Look around you right now. Is the fan moving? Is your water bottle becoming warm in your hand? Did your hair grow since last month? All these are examples of changes. Changes happen every minute around us. Some are easy to notice, while some take time.
From morning to night, we see many changes. Ice melts in juice, clothes dry in sunlight, bread is cut into slices, flowers give fragrance, and fruits ripen. Our world is always changing.
What is a change?
Change is constant. A process in which a substance becomes a different one from what it was earlier. It is the difference between the initial and the final state of any substance. The difference in the size or shape of an object is termed as a 'change'.

Lifecycle of butterfly
It may change in:
- Size – bigger or smaller
- Shape – different form
- Smell – good smell or bad smell
- State – solid, liquid, gas
- Colour – different colour
- Temperature – hotter or colder
- Texture – rough, smooth, soft, hard
Types of changes we see daily:
| Type of Change | Meaning | Examples |
| Change in Size | Object becomes bigger or smaller | Balloon inflating, pencil becoming shorter, plant growing taller, cutting a piece of paper |
| Change in Shape | Object changes its form | Paper folding, rolling small balls of dough into chapatis, clay moulding, chopping of vegetables, making small balls of dough |
| Change in Smell | Smell appears, spreads, or changes | Perfume spreading, garbage smell, flower fragnance, burning wood, making popcorn from corn |
| Change in State | Matter changes between solid, liquid, and gas | Ice melting, water freezing, steam forming, boiling water, drying wet clothes |
| Change in Colour | Object changes colour | Leaf turning yellow, banana ripening, apple turning brown, adding beetroot extract to water, making popcorn from corn |
| Change in Temperature | Object becomes hotter or colder | Tea cooling, soup heating, ice feeling cold, |
| Change in Texture | Surface becomes rough, smooth, soft, hard, sticky, etc. | Cotton becoming wet, soap lather, dough softening |
| Change in Sound | Sound is produced or changes | Bell ringing, paper tearing, thunder |
| Change in Taste | Taste becomes sweet, sour, salty, bitter, etc. | Lemon tasting sour, sugar tasting sweet, spoiled food tasting bad |
Types of change and their meaning
How do we observe changes? - Five senses
We are like scientists because we use our five senses.

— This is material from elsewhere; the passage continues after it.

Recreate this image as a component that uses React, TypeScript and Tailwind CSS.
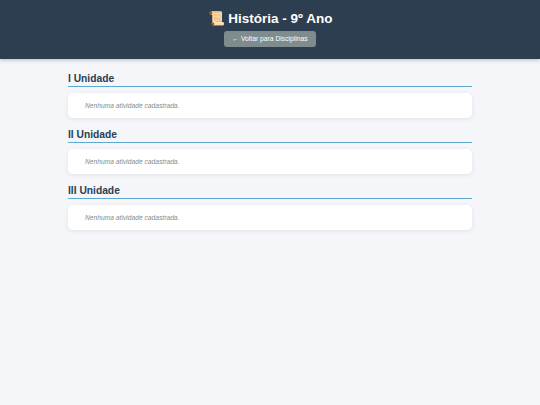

| Sense Organ | Used for | Example |
|---|---|---|
| Eyes | See | Leaf turns yellow |
| Ears | Hear | Bell rings |
| Nose | Smell | Perfume fragrance |
| Tongue | Taste | Lemon tastes sour |
| Skin | Feel | Ice feels cold |
Sense organs and observing changes
Our world never stays the same. Everything around us changes in one way or another. By observing carefully with our five senses, we can identify, describe, and classify these changes. Science begins when we notice changes around us.